WHAT TO PRODUCE => Copy the data that follows exactly. Include no pictures.

DATA PROVIDED =>
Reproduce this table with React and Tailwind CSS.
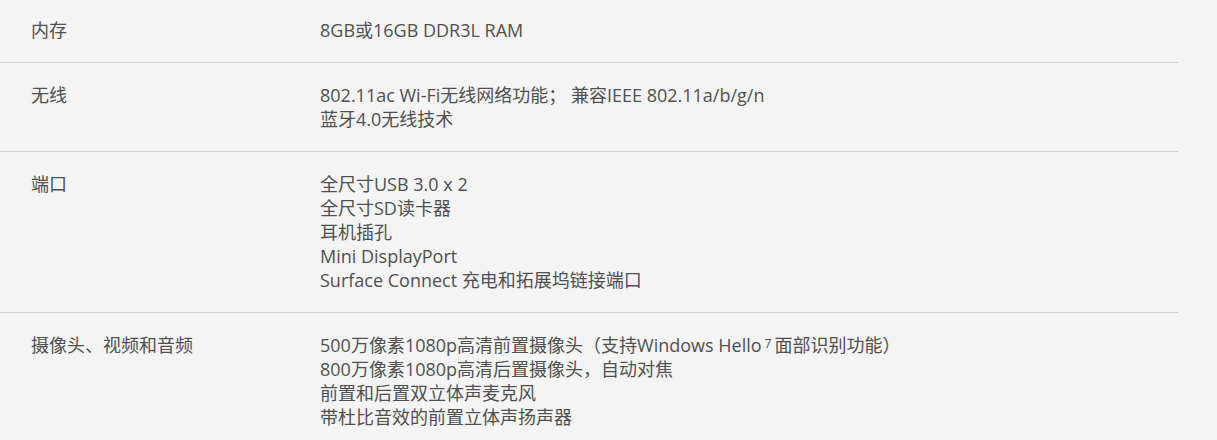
import React from 'react';

const SPECS = [
  { label: '内存', lines: ['8GB或16GB DDR3L RAM'] },
  { label: '无线', lines: ['802.11ac Wi-Fi无线网络功能； 兼容IEEE 802.11a/b/g/n', '蓝牙4.0无线技术'] },
  {
    label: '端口',
    lines: ['全尺寸USB 3.0 x 2', '全尺寸SD读卡器', '耳机插孔', 'Mini DisplayPort', 'Surface Connect 充电和拓展坞链接端口'],
  },
  {
    label: '摄像头、视频和音频',
    lines: [
      <>500万像素1080p高清前置摄像头（支持Windows Hello<sup className="text-[12px] relative -top-[4px] ml-[3px] mr-[3px]">7</sup>面部识别功能）</>,
      '800万像素1080p高清后置摄像头，自动对焦',
      '前置和后置双立体声麦克风',
      '带杜比音效的前置立体声扬声器',
    ],
  },
];

export default function App() {
  return (
    <div
      className="w-[1217px] h-[440px] overflow-hidden bg-[#f4f4f4] text-[#505050] text-[18px] leading-[24px]"
      style={{ fontFamily: '"Open Sans", "Noto Sans CJK SC", sans-serif' }}
    >
      <div className="w-[1178px]">
        {SPECS.map((s, i) => (
          <div
            key={s.label}
            className={`flex border-b border-[#cfcfcf] pb-[20px] ${i === 0 ? 'pt-[18px]' : 'pt-[20px]'}`}
          >
            <div className="w-[320px] pl-[31px] shrink-0">{s.label}</div>
            <div className="flex flex-col">
              {s.lines.map((l, j) => (
                <div key={j}>{l}</div>
              ))}
            </div>
          </div>
        ))}
      </div>
    </div>
  );
}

TASK RESULT =>
Reproduce this table with React and Tailwind CSS.
import React from 'react';

const SPECS = [
  { label: '内存', lines: ['8GB或16GB DDR3L RAM'] },
  { label: '无线', lines: ['802.11ac Wi-Fi无线网络功能； 兼容IEEE 802.11a/b/g/n', '蓝牙4.0无线技术'] },
  {
    label: '端口',
    lines: ['全尺寸USB 3.0 x 2', '全尺寸SD读卡器', '耳机插孔', 'Mini DisplayPort', 'Surface Connect 充电和拓展坞链接端口'],
  },
  {
    label: '摄像头、视频和音频',
    lines: [
      <>500万像素1080p高清前置摄像头（支持Windows Hello<sup className="text-[12px] relative -top-[4px] ml-[3px] mr-[3px]">7</sup>面部识别功能）</>,
      '800万像素1080p高清后置摄像头，自动对焦',
      '前置和后置双立体声麦克风',
      '带杜比音效的前置立体声扬声器',
    ],
  },
];

export default function App() {
  return (
    <div
      className="w-[1217px] h-[440px] overflow-hidden bg-[#f4f4f4] text-[#505050] text-[18px] leading-[24px]"
      style={{ fontFamily: '"Open Sans", "Noto Sans CJK SC", sans-serif' }}
    >
      <div className="w-[1178px]">
        {SPECS.map((s, i) => (
          <div
            key={s.label}
            className={`flex border-b border-[#cfcfcf] pb-[20px] ${i === 0 ? 'pt-[18px]' : 'pt-[20px]'}`}
          >
            <div className="w-[320px] pl-[31px] shrink-0">{s.label}</div>
            <div className="flex flex-col">
              {s.lines.map((l, j) => (
                <div key={j}>{l}</div>
              ))}
            </div>
          </div>
        ))}
      </div>
    </div>
  );
}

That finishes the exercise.